# anyone has acpi working perfectly on their laptop?

## carbon

i own a sony z505, acpi doesnt work at all. hard luck  :Sad: 

----------

## tam

Thinkpad T23 and ACPI? No chance.

----------

## goanuj

thinkpad 240x and ACPI, 

same as above - no chance

----------

## carbon

not even a bit working?

----------

## mpi

just got it working. HP NX9005 (Athon XP), was a little strange though

kernel: enable SMP, disable local APIC, enable ACPI 

if not SMP: kernel won't compile

if APIC: won't boot 

what's your error messages ?

----------

## carbon

i dont have error message, acpi just doesnt work

----------

## fbronner

Toshiba 5100, ACPI working fine, though I don't use suspend/resume

----------

## feffi

Acer 803Lci & ACPI working like a charm (although it has an intel chipset) !   :Rolling Eyes: 

With kernel 2.6.0-test2 even the Enhanced Speedstepping(TM) works !

bye

_kev_

----------

## krazo

Inspiron 8200 and ACPI works with the newest release.

----------

## piquadrat

Got a IBM R32 with fully functional ACPI

Before the last BIOS Update, I had to use some funny scripts I found on the net to get a correct ESDT(?) table. But the last BIOS update corrected that table so that kernels with ACPI support work 'out of the box'

----------

## tam

 *_kev_ wrote:*   

> 
> 
> With kernel 2.6.0-test2 even the Enhanced Speedstepping(TM) works !
> 
> 

 

How do you know that Speedstep is working?

----------

## vhkristof

Medion P3 600 Mhz...

I dunno what you guys mean with 'ACPI is working'...

I just have a /proc/acpi/...., so I think it works or am i missing something here?

----------

## Drewgrange

I have an HP ze4325us. Its somewhat working. I can use the battery monitor and shut down the computer from linux. None of the buttons work though, and I haven't tried to mess with any of the standby suspend hibernate stuff

----------

## JPMRaptor

Toshiba 5205 and got it working.

I just compiled the kernel without APM and with ACPI and it worked.  

Getting the /proc/acpi is just the beginning.  From there you can do lots of poking around to monitor things and change things.  I've got little scripts for changing the lcd brightness and CPU speeds and have a SuperKaramba theme for monitoring CPU temp, speed, power, battery charge, and LCD level.

I've found some info about configuring the buttons (Fn-# for brightness controll and stuff) on a toshiba support site( http://members.cox.net/larona/ ).

----------

## Gandalf_Grey_

I just got my laptop a few days ago.
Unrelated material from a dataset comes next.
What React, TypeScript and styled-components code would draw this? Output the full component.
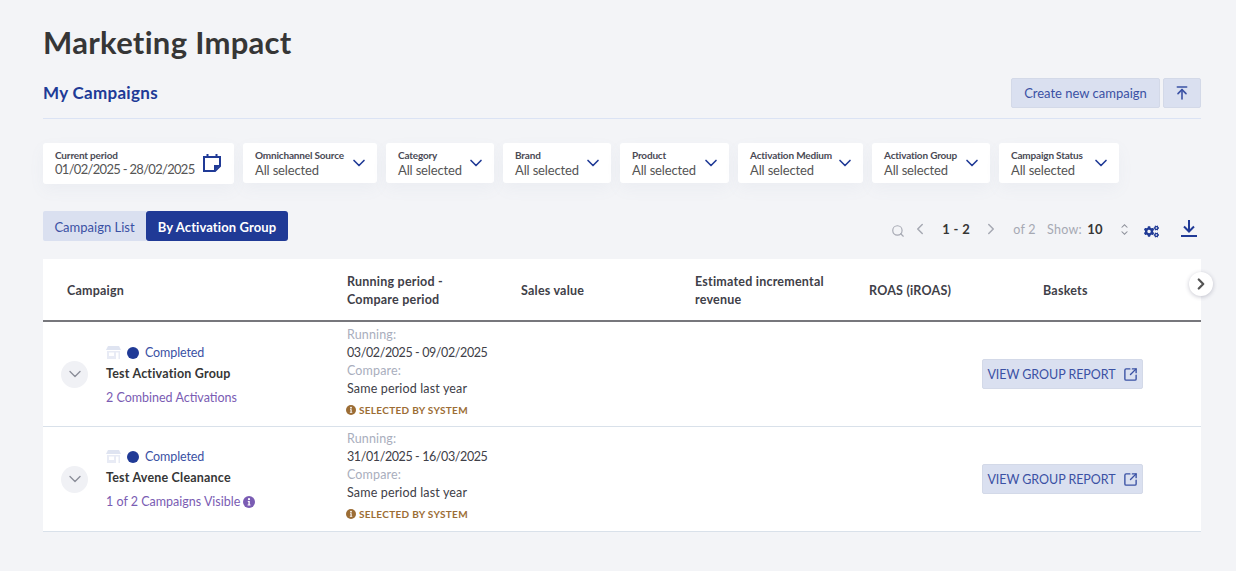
import React from "react";
import styled, { createGlobalStyle } from "styled-components";
import {
  ArrowUpToLine,
  ChevronDown,
  ChevronLeft,
  ChevronRight,
  Search,
  SquareArrowOutUpRight,
} from "lucide-react";
import { FaCogs } from "react-icons/fa";

const Global = createGlobalStyle`
  html, body {
    margin: 0;
    background: #f3f4f7;
    font-family: "Lato", "Open Sans", sans-serif;
    color: #363636;
  }
  * { box-sizing: border-box; }
`;

const Page = styled.div`
  width: 1236px;
  height: 571px;
  padding: 25px 35px 0 43px;
  overflow: hidden;
`;

const Title = styled.h1`
  margin: 0;
  font-size: 31px;
  line-height: 34px;
  font-weight: 700;
  letter-spacing: 0.3px;
  color: #363636;
`;

const SectionBar = styled.div`
  height: 60px;
  padding-top: 19px;
  display: flex;
  justify-content: space-between;
  align-items: flex-start;
  border-bottom: 1px solid #dbe3f4;
`;

const SectionTitle = styled.h2`
  margin: 5px 0 0;
  font-size: 17px;
  line-height: 20px;
  font-weight: 700;
  letter-spacing: 0.3px;
  color: #203a96;
`;

const Actions = styled.div`
  display: flex;
  gap: 3px;
`;

const SoftButton = styled.button<{ $square?: boolean }>`
  height: 30px;
  width: ${(p) => (p.$square ? "38px" : "149px")};
  padding: 0;
  display: flex;
  align-items: center;
  justify-content: center;
  background: #dae0f0;
  border: 1px solid #d3d9e8;
  border-radius: 2px;
  font: inherit;
  font-size: 13px;
  color: #3a51a4;
`;

const Filters = styled.div`
  margin-top: 24px;
  display: flex;
  gap: 9px;
  align-items: flex-start;
`;

const FilterBox = styled.div`
  width: ${(p: { $w: number; $period?: boolean }) => p.$w}px;
  height: ${(p) => (p.$period ? 41 : 40)}px;
  padding: ${(p) => (p.$period ? "4px 12px 6px" : "5px 12px")};
  display: flex;
  align-items: center;
  justify-content: space-between;
  background: #fff;
  border-radius: 3px;
  box-shadow: 0 6px 16px rgba(120, 130, 170, 0.06);
`;

const FilterText = styled.div`
  display: flex;
  flex-direction: column;
  white-space: nowrap;
`;

const FilterLabel = styled.span`
  font-size: 10px;
  line-height: 13px;
  font-weight: 700;
  letter-spacing: -0.18px;
  color: #4a4a55;
`;

const FilterValue = styled.span`
  margin-top: 1px;
  font-size: 13px;
  line-height: 15px;
  letter-spacing: -0.15px;
  color: #555;
`;

const PeriodValue = styled(FilterValue)`
  margin-top: 0;
  letter-spacing: -0.7px;
`;

const Caret = styled(ChevronDown)`
  flex: none;
  width: 20px;
  height: 20px;
  margin-right: -4px;
  color: #203a96;
`;

const ToolRow = styled.div`
  margin-top: 27px;
  height: 30px;
  display: flex;
  justify-content: space-between;
  align-items: center;
`;

const Tabs = styled.div`
  display: flex;
`;

const Tab = styled.div<{ $active?: boolean }>`
  height: 30px;
  padding-top: 1px;
  width: ${(p) => (p.$active ? "142px" : "103px")};
  display: flex;
  align-items: center;
  justify-content: center;
  border-radius: ${(p) => (p.$active ? "3px" : "2px 0 0 2px")};
  font-size: 13px;
  letter-spacing: ${(p) => (p.$active ? "0.1px" : "0")};
  font-weight: ${(p) => (p.$active ? 700 : 400)};
  background: ${(p) => (p.$active ? "#203a96" : "#dae0f0")};
  color: ${(p) => (p.$active ? "#fff" : "#3a51a4")};
`;

const Pager = styled.div`
  display: flex;
  align-items: center;
  height: 30px;
  padding-top: 6px;
  margin-right: 4px;
  font-size: 12.5px;
  letter-spacing: 0.3px;
  color: #a6a9b3;
`;

const PagerBold = styled.span<{ $w: number; $ml: number }>`
  width: ${(p) => p.$w}px;
  margin-left: ${(p) => p.$ml}px;
  text-align: center;
  font-size: 13px;
  font-weight: 700;
  color: #363636;
`;

const PagerText = styled.span<{ $ml: number }>`
  margin-left: ${(p) => p.$ml}px;
`;

const Table = styled.div`
  position: relative;
  margin-top: 18px;
  width: 1158px;
`;

const HeadRow = styled.div`
  height: 63px;
  padding-top: 2px;
  display: grid;
  grid-template-columns: 304px repeat(4, 174px) 1fr;
  align-items: center;
  background: #fff;
  border-bottom: 2px solid #77777c;
  font-size: 12.5px;
  line-height: 18px;
  font-weight: 700;
  letter-spacing: 0.22px;
  color: #404048;
`;

const HeadCell = styled.div<{ $first?: boolean }>`
  padding-left: ${(p) => (p.$first ? "24px" : "0")};
  padding-right: 20px;
`;

const ScrollButton = styled.div`
  position: absolute;
  top: 13px;
  right: -12px;
  width: 24px;
  height: 24px;
  display: flex;
  align-items: center;
  justify-content: center;
  background: #fff;
  border-radius: 50%;
  color: #555;
  box-shadow: 0 1px 4px rgba(70, 70, 100, 0.3);
`;

const CampaignCell = styled.div`
  display: flex;
  align-items: center;
  padding-left: 18px;
  gap: 18px;
`;

const Expand = styled.div`
  width: 27px;
  height: 27px;
  flex: none;
  display: flex;
  align-items: center;
  justify-content: center;
  background: #f0f1f5;
  border-radius: 50%;
  color: #8b8e99;
`;

const CampaignInfo = styled.div`
  display: flex;
  flex-direction: column;
  padding-top: 2px;
`;

const StatusLine = styled.div`
  display: flex;
  align-items: center;
  height: 20px;
  font-size: 12.5px;
  letter-spacing: -0.1px;
  color: #3a51a4;
`;

const StatusDot = styled.span`
  width: 12px;
  height: 12px;
  margin: 0 6px 0 6px;
  background: #203a96;
  border-radius: 50%;
`;

const CampaignName = styled.div`
  margin-top: 1px;
  font-size: 12.5px;
  line-height: 20px;
  font-weight: 700;
  letter-spacing: 0.2px;
  color: #363636;
`;

const CampaignMeta = styled.div`
  margin-top: 4px;
  display: flex;
  align-items: center;
  gap: 3px;
  font-size: 12.5px;
  line-height: 20px;
  color: #7a5cb3;
`;

const PeriodCell = styled.div`
  margin-top: -3px;
  font-size: 12.5px;
  line-height: 18px;
  letter-spacing: 0.15px;
  white-space: nowrap;
  color: #404048;
`;

const PeriodLabel = styled.div`
  color: #a9aebd;
`;

const PeriodDates = styled.div`
  letter-spacing: -0.4px;
`;

const SystemNote = styled.div`
  margin-top: 3px;
  margin-left: -1px;
  display: flex;
  align-items: center;
  gap: 3px;
  font-size: 10px;
  font-weight: 700;
  letter-spacing: 0.3px;
  color: #9c6d35;
`;

const Row = styled.div`
  height: 105px;
  display: grid;
  grid-template-columns: 304px 174px 1fr;
  align-items: center;
  background: #fff;
  border-bottom: 1px solid #d9e1ea;

  & + & ${CampaignInfo} {
    margin-bottom: 2px;
  }
  & + & ${PeriodCell} {
    margin-bottom: 2px;
  }
`;

const ReportCell = styled.div`
  display: flex;
  justify-content: flex-end;
  padding-right: 58px;
`;

const ReportButton = styled.button`
  width: 161px;
  height: 30px;
  display: flex;
  align-items: center;
  justify-content: center;
  gap: 7px;
  padding: 0;
  background: #dae0f0;
  border: 1px solid #d3d9e8;
  border-radius: 2px;
  font: inherit;
  font-size: 12.5px;
  letter-spacing: -0.05px;
  color: #3a51a4;
  white-space: nowrap;
`;

const filters = [
  { label: "Omnichannel Source", w: 134 },
  { label: "Category", w: 108 },
  { label: "Brand", w: 108 },
  { label: "Product", w: 109 },
  { label: "Activation Medium", w: 125 },
  { label: "Activation Group", w: 118 },
  { label: "Campaign Status", w: 120 },
];

const rows = [
  {
    name: "Test Activation Group",
    meta: "2 Combined Activations",
    running: "03/02/2025 - 09/02/2025",
    info: false,
  },
  {
    name: "Test Avene Cleanance",
    meta: "1 of 2 Campaigns Visible",
    running: "31/01/2025 - 16/03/2025",
    info: true,
  },
];

function CalendarIcon() {
  return (
    <svg width="20" height="20" viewBox="0 0 20 20" fill="none" style={{ flex: "none" }}>
      <path d="M2 4h16v9l-5 5H2z" stroke="#203a96" strokeWidth="2" />
      <path d="M5.5 1v3M14.5 1v3" stroke="#203a96" strokeWidth="2" />
      <path d="M12 18v-6h6z" fill="#203a96" />
    </svg>
  );
}

function StoreIcon() {
  return (
    <svg width="15" height="13" viewBox="0 0 15 13">
      <path d="M2 0h11l2 4H0z" fill="#dfe4f1" />
      <path d="M1 5h13v8H1z" fill="#e8ebf5" />
      <path d="M3 6.5h5v3.5H3z" fill="#fff" />
      <path d="M10 6.5h2.5V13H10z" fill="#fff" />
    </svg>
  );
}

function InfoDot({ color, size }: { color: string; size: number }) {
  return (
    <svg width={size} height={size} viewBox="0 0 12 12" style={{ flex: "none" }}>
      <circle cx="6" cy="6" r="6" fill={color} />
      <circle cx="6" cy="3.2" r="1.1" fill="#fff" />
      <path d="M4.8 5h2v3.4h.7v1H4.6v-1h.8V6h-.6z" fill="#fff" />
    </svg>
  );
}

function SortIcon() {
  return (
    <svg width="7" height="11" viewBox="0 0 7 11" style={{ marginLeft: 18 }}>
      <path d="M3.5 0L7 3.5H5.6L3.5 1.6 1.4 3.5H0z" fill="#8f929c" />
      <path d="M3.5 11L0 7.5h1.4l2.1 1.9 2.1-1.9H7z" fill="#8f929c" />
    </svg>
  );
}

function DownloadIcon() {
  return (
    <svg width="16" height="17" viewBox="0 0 16 17" fill="none" style={{ marginLeft: 22, marginTop: -1 }}>
      <path d="M8 0v11M3 6.5l5 5 5-5" stroke="#203a96" strokeWidth="2" />
      <path d="M0 16h16" stroke="#203a96" strokeWidth="2" />
    </svg>
  );
}

export default function App() {
  return (
    <Page>
      <Global />
      <Title>Marketing Impact</Title>
      <SectionBar>
        <SectionTitle>My Campaigns</SectionTitle>
        <Actions>
          <SoftButton>Create new campaign</SoftButton>
          <SoftButton $square>
            <ArrowUpToLine size={16} strokeWidth={2.4} />
          </SoftButton>
        </Actions>
      </SectionBar>

      <Filters>
        <FilterBox $w={191} $period>
          <FilterText>
            <FilterLabel>Current period</FilterLabel>
            <PeriodValue>01/02/2025 - 28/02/2025</PeriodValue>
          </FilterText>
          <CalendarIcon />
        </FilterBox>
        {filters.map((f) => (
          <FilterBox key={f.label} $w={f.w}>
            <FilterText>
              <FilterLabel>{f.label}</FilterLabel>
              <FilterValue>All selected</FilterValue>
            </FilterText>
            <Caret />
          </FilterBox>
        ))}
      </Filters>

      <ToolRow>
        <Tabs>
          <Tab>Campaign List</Tab>
          <Tab $active>By Activation Group</Tab>
        </Tabs>
        <Pager>
          <Search size={14} style={{ marginTop: 4 }} />
          <ChevronLeft size={18} style={{ marginLeft: 6 }} />
          <PagerBold $w={30} $ml={12}>
            1 - 2
          </PagerBold>
          <ChevronRight size={18} style={{ marginLeft: 11 }} />
          <PagerText $ml={13}>of 2</PagerText>
          <PagerText $ml={11}>Show:</PagerText>
          <PagerBold $w={16} $ml={5}>
            10
          </PagerBold>
          <SortIcon />
          <FaCogs size={15} color="#203a96" style={{ marginLeft: 16, marginTop: 4 }} />
          <DownloadIcon />
        </Pager>
      </ToolRow>

      <Table>
        <HeadRow>
          <HeadCell $first>Campaign</HeadCell>
          <HeadCell>
            Running period -<br />
            Compare period
          </HeadCell>
          <HeadCell>Sales value</HeadCell>
          <HeadCell>Estimated incremental revenue</HeadCell>
          <HeadCell>ROAS (iROAS)</HeadCell>
          <HeadCell>Baskets</HeadCell>
        </HeadRow>
        <ScrollButton>
          <ChevronRight size={18} strokeWidth={3} />
        </ScrollButton>
        {rows.map((r) => (
          <Row key={r.name}>
            <CampaignCell>
              <Expand>
                <ChevronDown size={20} strokeWidth={1.6} />
              </Expand>
              <CampaignInfo>
                <StatusLine>
                  <StoreIcon />
                  <StatusDot />
                  Completed
                </StatusLine>
                <CampaignName>{r.name}</CampaignName>
                <CampaignMeta>
                  {r.meta}
                  {r.info && <InfoDot color="#7a5cb3" size={12} />}
                </CampaignMeta>
              </CampaignInfo>
            </CampaignCell>
            <PeriodCell>
              <PeriodLabel>Running:</PeriodLabel>
              <PeriodDates>{r.running}</PeriodDates>
              <PeriodLabel>Compare:</PeriodLabel>
              <div>Same period last year</div>
              <SystemNote>
                <InfoDot color="#9c6d35" size={10} />
                SELECTED BY SYSTEM
              </SystemNote>
            </PeriodCell>
            <ReportCell>
              <ReportButton>
                VIEW GROUP REPORT
                <SquareArrowOutUpRight size={15} strokeWidth={2.2} />
              </ReportButton>
            </ReportCell>
          </Row>
        ))}
      </Table>
    </Page>
  );
}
A toshiba A20. The installation went surprisingly smoothly, I hit 3 hiccups which were quickly solved (a cflags problem, a kernel config problem and a typo) and all of which were my own stupidity hard at work. 

ACPI worked for the most part right away, except for the fact that the /proc/acpi/sleep file doesn't exist. I am running 2.6 test 4 mm sources and I have support for sleep compiled into my kernel, however it just doesn't show up. Everything else ACPI related works, the LCD brightness etc. 

It looks like the very cool SD card reader on the side of my laptop is unsupported in Linux. Although I think I found one person who got it sort of working, most people I read about couldn't. 

If anyone knows how to get either of these problems solved please say so  :Smile: 

----------

## Vergo

Thinkpad T20 with ACPI almost works, but it still isn't usable since the fan isn't detected. I've tried to fix the DSDT but couldn't get it right. Still not sure if the missing fan is caused because of that or if the problem is somewhere else.

----------

## pens

 *Gandalf_Grey_ wrote:*   

> 
> 
> ACPI worked for the most part right away, except for the fact that the /proc/acpi/sleep file doesn't exist. I am running 2.6 test 4 mm sources and I have support for sleep compiled into my kernel, however it just doesn't show up. Everything else ACPI related works, the LCD brightness etc. 
> 
> 

 

Look in /sys/power/state or something like that. I believe it changed in -test4 from /proc/acpi/sleep to /sys/power/state

----------

## smiler.se

 *tam wrote:*   

>  *_kev_ wrote:*   
> 
> With kernel 2.6.0-test2 even the Enhanced Speedstepping(TM) works !
> 
>  
> ...

 

Use the speedfreq app to check  :Smile: 

Also there should be entries in /sys about it

----------

## tagswitch

Hi all,

For all of you with IBM thinkpads and lots of Embedded controller/AE_TIME problems, please check:

http://bugme.osdl.org/show_bug.cgi?id=1038

You'll need to patch latest kernels  (see link)

I finally managed to have IBM X.31+Latest BIOS somewhat working with ACPI (suspend states not really working, but Battery/Processor/Thermal, etc is)

Best regards,

R.

----------

## aman

I got ACPI working on my Sony z505LS, but I have yet to try suspend resume, just the thermal stuff and battery monitoring.  It really wasnt that hard, i just compiled ACPI in the kernel, using gentoo sources 2.4-gentoo-r7.

----------

## jatf

Dell Precision M50, A12 Bios.  APCI = Kernel Panic.

Only APM not working is shutdown (it reboots instead of powering off.)

----------

## hulk2nd

sony vaio z1sp (1,5ghz centrino)

acpi works great,

everything except suspend and standby

----------

## int2str

Compaq Presario 2100Z - ACPI works right out of the box except suspend/resume.

2.4 kernel.

Cheers,

   André

----------

## g3n

I got it running.

Dell inspiron 5100 all up and running.

Kernel 2.6.5-r2 (development-sources) i activated the ACPI in the kernel and that was all, i think it was working since 2.4.23

----------

## g3n

I got it running.

Dell inspiron 5100 all up and running.

Kernel 2.6.5-r2 (development-sources) i activated the ACPI in the kernel and that was all, i think it was working since 2.4.23

----------

## chino_

I`ve got an IBM Thinkpad T30 here, and it worked after the update of Embedded controller and BIOS without problems. (2.6.0)

----------

## Earthwings

/me has a T41 working very well except sleep & suspend.

----------

## Sgeorg

IBM R51 with a nearly fully working acpi, all except fan controll!

even with a cpu temp. of 37 degree celsius the fan spinns soundly!

Georg

----------

## Ezechiel

Everybody who owns a Laptop with ACPI absolute not working should look on http://acpi.sourceforge.net/dsdt/index.php

Many Laptop Manufacturers ship their Laptops with DSDT tables which are compiled with Microsofts ASL Compiler. This compiler is not as restrictive as Intels one but Intels one  is standard compliant and AFAIK is used for Linux.

So try to find a fixed DSDT table for your model on the above mentioned Page or fix it yourself. The KnowHow to fix it yourself you'll find also on the same page.

----------